Волей автора персонажи столь отчетливо высвечены в своей характерности, что каждое столкновение их оставляет непереносимый привкус пошлости. Повторяемое время от времени холодно-натуралистическое описание Дорном картины убийства (“...прямо в ухо, и мозги по стенке”; “...из раны, пузырясь, стекала кровь, а по стенке еще сползали вышибленные мозги”) едва ли не намеренно скрадывает реальность происходящего, ассоциативно отсылая к “Балаганчику” А. Блока: все тут — неправда, одно лишь представление, вместо крови — клюквенный сок, вместо чувства — декламация. Пошлостью, как пыльной реквизитной вуалью, покрыта практически вся акунинская пьеса, и есть только одна фигура, сохранившая в себе остатки чеховских пропорций — и потому закономерно избранная Акуниным в качестве посредника: между собой — и Чеховым, между зрителем — и всеми иными персонажами, между театром — и реальной жизнью. Это Сорин.
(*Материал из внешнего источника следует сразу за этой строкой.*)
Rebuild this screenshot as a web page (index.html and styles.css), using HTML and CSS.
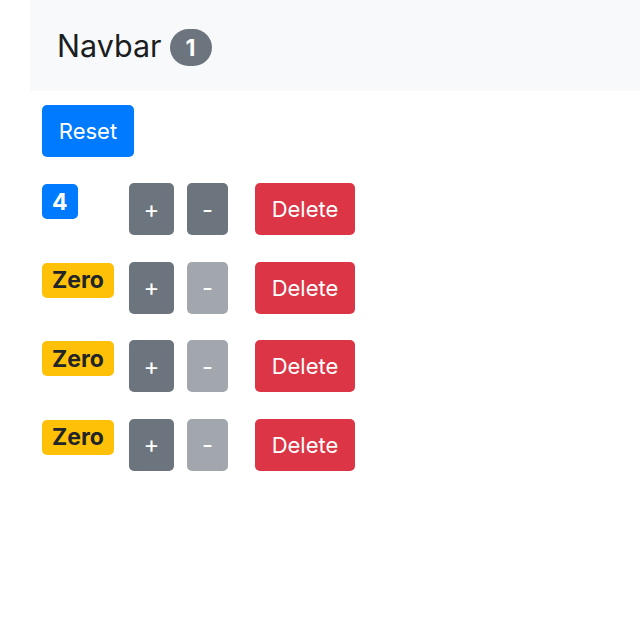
FILE: index.html
```html
<!DOCTYPE html>
<html>
<head>
<meta charset="utf-8">
<link rel="stylesheet" href="styles.css">
</head>
<body>
<div class="page">
  <nav class="navbar">
    <span class="brand">Navbar</span>
    <span class="pill">1</span>
  </nav>
  <main class="content">
    <button class="btn btn-primary reset">Reset</button>
    <div class="counter">
      <div class="badge-col"><span class="badge badge-primary">4</span></div>
      <button class="btn btn-secondary plus">+</button>
      <button class="btn btn-secondary minus">-</button>
      <button class="btn btn-danger delete">Delete</button>
    </div>
    <div class="counter">
      <div class="badge-col"><span class="badge badge-warning">Zero</span></div>
      <button class="btn btn-secondary plus">+</button>
      <button class="btn btn-secondary minus disabled">-</button>
      <button class="btn btn-danger delete">Delete</button>
    </div>
    <div class="counter">
      <div class="badge-col"><span class="badge badge-warning">Zero</span></div>
      <button class="btn btn-secondary plus">+</button>
      <button class="btn btn-secondary minus disabled">-</button>
      <button class="btn btn-danger delete">Delete</button>
    </div>
    <div class="counter">
      <div class="badge-col"><span class="badge badge-warning">Zero</span></div>
      <button class="btn btn-secondary plus">+</button>
      <button class="btn btn-secondary minus disabled">-</button>
      <button class="btn btn-danger delete">Delete</button>
    </div>
  </main>
</div>
</body>
</html>
```
FILE: styles.css
```css
* { box-sizing: border-box; }
html, body { margin: 0; padding: 0; background: #fff; }
body {
  font-family: Inter, "Noto Sans", "Liberation Sans", sans-serif;
  color: #212529;
}
.page { padding-left: 30px; }
.navbar {
  height: 91px;
  background: #f8f9fa;
  display: flex;
  align-items: center;
  padding-left: 27px;
}
.brand {
  font-size: 30.5px;
  color: #1b1e21;
  margin-right: 8px;
}
.pill {
  display: inline-flex;
  align-items: center;
  justify-content: center;
  width: 42px;
  height: 37px;
  border-radius: 19px;
  background: #6c757d;
  color: #fff;
  font-weight: 700;
  font-size: 23px;
  margin-top: 4px;
}
.content {
  padding: 14px 12px;
  display: flex;
  flex-direction: column;
  align-items: flex-start;
}
.btn {
  font-family: inherit;
  border: 0;
  border-radius: 5px;
  height: 52px;
  font-size: 22px;
  color: #fff;
  display: inline-flex;
  align-items: center;
  justify-content: center;
  padding: 0;
  cursor: pointer;
}
.btn-primary { background: #007bff; }
.btn-secondary { background: #6c757d; font-size: 24px; }
.btn-secondary.disabled { background: #a1a7ac; }
.btn-danger { background: #dc3545; }
.reset { width: 92px; margin-bottom: 26px; }
.counter {
  display: flex;
  align-items: flex-start;
  margin-bottom: 26.5px;
}
.badge-col { width: 87px; padding-top: 1px; }
.badge {
  display: inline-flex;
  align-items: center;
  justify-content: center;
  height: 35px;
  padding: 0 10px;
  border-radius: 5px;
  font-weight: 700;
  font-size: 23px;
}
.badge-primary { background: #007bff; color: #fff; min-width: 35px; }
.badge-warning { background: #ffc107; color: #212529; width: 72px; }
.plus { width: 45px; margin-right: 13px; }
.minus { width: 41px; margin-right: 27px; }
.delete { width: 100px; }
```
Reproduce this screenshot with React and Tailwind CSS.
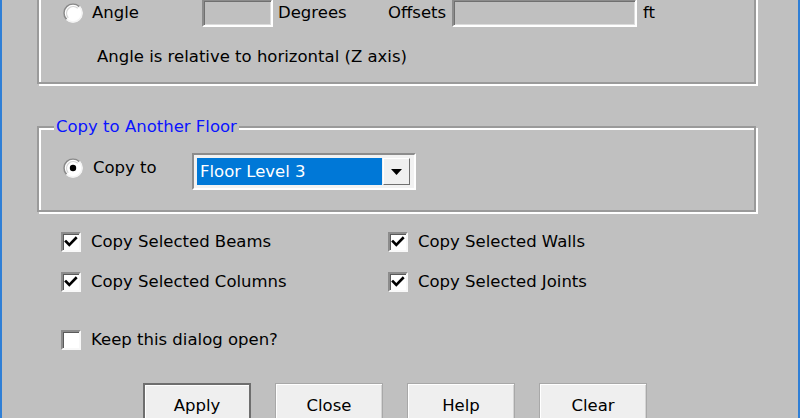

Совсем немного места уделяет Акунин в своей пьесе Сорину. У Чехова неторопливые беседы Треплева со своим дядей составляют исподволь проговоренные авторским голосом проекции жизни или искусства. Житейскость Сорина там явлена очень определенно и в то же время, несомненно, тепло. Он один изо всех персонажей занимался делом, посвященным “другим людям”, — “прослужил по судебному ведомству двадцать восемь лет, но еще не жил”... Чехов не акцентирует рутинность соринской службы, не подхватывает народнические интонации, вовсе не комплиментарные к чиновничеству. Служил человек честно, исполнял долг, не принадлежал себе, немногое увидел в жизни, мало чувствовал — однако не пропитался желчной неприязнью ко всем тем, кто отбирал в течение почти трех десятков лет его жизнь по часу, по дню, по месяцу, году... В Сорине совсем не увидеть раздраженности по отношению к миру, только мягкое сожаление о годах, отданных, как мы видим, нелюбимому делу. Он мечтал стать литератором, но робость и собственная очевидная неталантливость уберегли его от опрометчивых шагов.